**Problem to solve:** Report each line of the data that includes the word "React".

╭──

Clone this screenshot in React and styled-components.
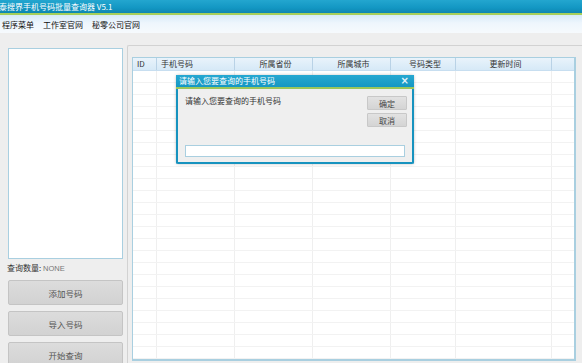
import React from 'react'
import styled, { createGlobalStyle } from 'styled-components'

const GlobalStyle = createGlobalStyle`
  html, body {
    margin: 0;
    padding: 0;
    background: #eeeeee;
    overflow: hidden;
  }
  body {
    font-family: "Noto Sans CJK SC", "Liberation Sans", sans-serif;
    font-size: 9px;
    color: #222;
  }
`;

const columns = [
  { label: 'ID', width: 24, align: 'left' },
  { label: '手机号码', width: 78, align: 'left' },
  { label: '所属省份', width: 78, align: 'center' },
  { label: '所属城市', width: 78, align: 'center' },
  { label: '号码类型', width: 65, align: 'center' },
  { label: '更新时间', width: 96, align: 'center' },
  { label: '', width: 24, align: 'center' },
];

const rows = Array.from({ length: 25 });

function App() {
  return (
    <Window>
      <GlobalStyle />
      <TitleBar>
        <TitleText>泰搜界手机号码批量查询器 V5.1</TitleText>
      </TitleBar>
      <MenuBar>
        <MenuItem>程序菜单</MenuItem>
        <MenuItem>工作室官网</MenuItem>
        <MenuItem>秘零公司官网</MenuItem>
      </MenuBar>
      <Main>
        <LeftColumn>
          <ListBox />
          <CountLabel>
            查询数量: <CountValue>NONE</CountValue>
          </CountLabel>
          <ActionButton>添加号码</ActionButton>
          <ActionButton>导入号码</ActionButton>
          <ActionButton>开始查询</ActionButton>
        </LeftColumn>
        <GroupBox>
          <Table>
            <HeaderRow>
              {columns.map((c, i) => (
                <HeaderCell key={i} $w={c.width} $align={c.align}>
                  {c.label}
                </HeaderCell>
              ))}
            </HeaderRow>
            {rows.map((_, r) => (
              <GridRow key={r}>
                {columns.map((c, i) => (
                  <GridCell key={i} $w={c.width} />
                ))}
              </GridRow>
            ))}
          </Table>
        </GroupBox>
        <Dialog>
          <DialogTitle>
            <span>请输入您要查询的手机号码</span>
            <CloseMark>×</CloseMark>
          </DialogTitle>
          <DialogBody>
            <DialogTop>
              <Prompt>请输入您要查询的手机号码</Prompt>
              <DialogButtons>
                <SmallButton>确定</SmallButton>
                <SmallButton>取消</SmallButton>
              </DialogButtons>
            </DialogTop>
            <InputBox />
          </DialogBody>
        </Dialog>
      </Main>
    </Window>
  )
}

export default App

const Window = styled.div`
width: 582px;
height: 363px;
display: flex;
flex-direction: column;
background: #eeeeee;
overflow: hidden;
`;

const TitleBar = styled.div`
height: 13px;
flex-shrink: 0;
background: linear-gradient(to bottom, #23a6cf 0%, #1397c3 60%, #0d86b0 100%);
border-bottom: 2px solid #a6cf5a;
display: flex;
align-items: center;
`;

const TitleText = styled.div`
color: #ffffff;
font-size: 8px;
line-height: 13px;
margin-left: -1px;
white-space: nowrap;
`;

const MenuBar = styled.div`
height: 18px;
flex-shrink: 0;
background: linear-gradient(to bottom, #d6eaf8 0%, #eef6fd 45%, #f6fafd 100%);
display: flex;
align-items: center;
padding-left: 2px;
gap: 9px;
`;

const MenuItem = styled.span`
font-size: 8px;
color: #111;
`;

const Main = styled.div`
flex: 1;
position: relative;
display: flex;
align-items: flex-start;
padding-left: 8px;
`;

const LeftColumn = styled.div`
width: 115px;
padding-top: 15px;
display: flex;
flex-direction: column;
`;

const ListBox = styled.div`
height: 209px;
background: #ffffff;
border: 1px solid #a9cfe0;
`;

const CountLabel = styled.div`
margin-top: 2px;
height: 13px;
line-height: 13px;
font-size: 8px;
color: #333;
margin-left: -1px;
`;

const CountValue = styled.span`
color: #777;
font-family: "Liberation Sans", sans-serif;
font-size: 7.5px;
`;

const ActionButton = styled.div`
margin-top: 6px;
height: 23px;
border: 1px solid #c4c4c4;
border-radius: 2px;
background: linear-gradient(to bottom, #dcdcdc 0%, #d2d2d2 100%);
display: flex;
align-items: center;
justify-content: center;
color: #555;
font-size: 8.5px;
&:first-of-type {
  margin-top: 4px;
}
`;

const GroupBox = styled.div`
margin-left: 4px;
margin-top: 12px;
flex: 1;
height: 330px;
border: 1px solid #d2d2d2;
border-right: none;
border-radius: 2px 0 0 0;
padding: 11px 4px 0 4px;
display: flex;
flex-direction: column;
`;

const Table = styled.div`
width: 441px;
height: 301px;
background: #ffffff;
border: 1px solid #a9cfe0;
border-width: 1px 2px 2px 1px;
overflow: hidden;
`;

const HeaderRow = styled.div`
height: 12px;
display: flex;
background: linear-gradient(to bottom, #e9f3fb 0%, #d6e9f7 100%);
border-bottom: 1px solid #c7def0;
`;

const HeaderCell = styled.div`
width: ${p => p.$w}px;
flex-shrink: 0;
box-sizing: border-box;
border-right: 1px solid #b9d2e6;
padding-left: 4px;
text-align: ${p => p.$align};
font-size: 8px;
line-height: 12px;
color: #333;
white-space: nowrap;
&:last-child {
  border-right: none;
}
`;

const GridRow = styled.div`
height: 12px;
display: flex;
box-sizing: border-box;
border-bottom: 1px solid #f2f2f2;
`;

const GridCell = styled.div`
width: ${p => p.$w}px;
flex-shrink: 0;
box-sizing: border-box;
border-right: 1px solid #efefef;
&:last-child {
  border-right: none;
}
`;

const Dialog = styled.div`
position: absolute;
left: 176px;
top: 42px;
width: 234px;
height: 87px;
border: 2px solid #1793bf;
border-top: none;
border-radius: 2px;
background: #efefef;
display: flex;
flex-direction: column;
box-shadow: 0 0 3px rgba(0, 0, 0, 0.25);
`;

const DialogTitle = styled.div`
height: 12px;
background: linear-gradient(to bottom, #27a8d1 0%, #1597c3 100%);
border-bottom: 2px solid #9cc65a;
display: flex;
align-items: center;
justify-content: space-between;
padding: 0 5px 0 3px;
color: #ffffff;
font-size: 8px;
line-height: 12px;
margin: 0 -2px;
`;

const CloseMark = styled.span`
font-family: "DejaVu Sans", sans-serif;
font-size: 10px;
font-weight: bold;
color: #e8f4fa;
`;

const DialogBody = styled.div`
flex: 1;
display: flex;
flex-direction: column;
padding: 6px 5px 0 7px;
`;

const DialogTop = styled.div`
display: flex;
justify-content: space-between;
align-items: flex-start;
height: 50px;
`;

const Prompt = styled.div`
font-size: 8px;
color: #333;
line-height: 12px;
`;

const DialogButtons = styled.div`
display: flex;
flex-direction: column;
gap: 3px;
padding-top: 1px;
`;

const SmallButton = styled.div`
width: 38px;
height: 12px;
border: 1px solid #c8c8c8;
border-radius: 1px;
background: linear-gradient(to bottom, #e2e2e2 0%, #d4d4d4 100%);
display: flex;
align-items: center;
justify-content: center;
font-size: 8px;
color: #444;
`;

const InputBox = styled.div`
width: 218px;
height: 10px;
background: #ffffff;
border: 1px solid #a9cfe0;
`;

╰──

**Result of this task:**
Clone this screenshot in React and styled-components.
import React from 'react'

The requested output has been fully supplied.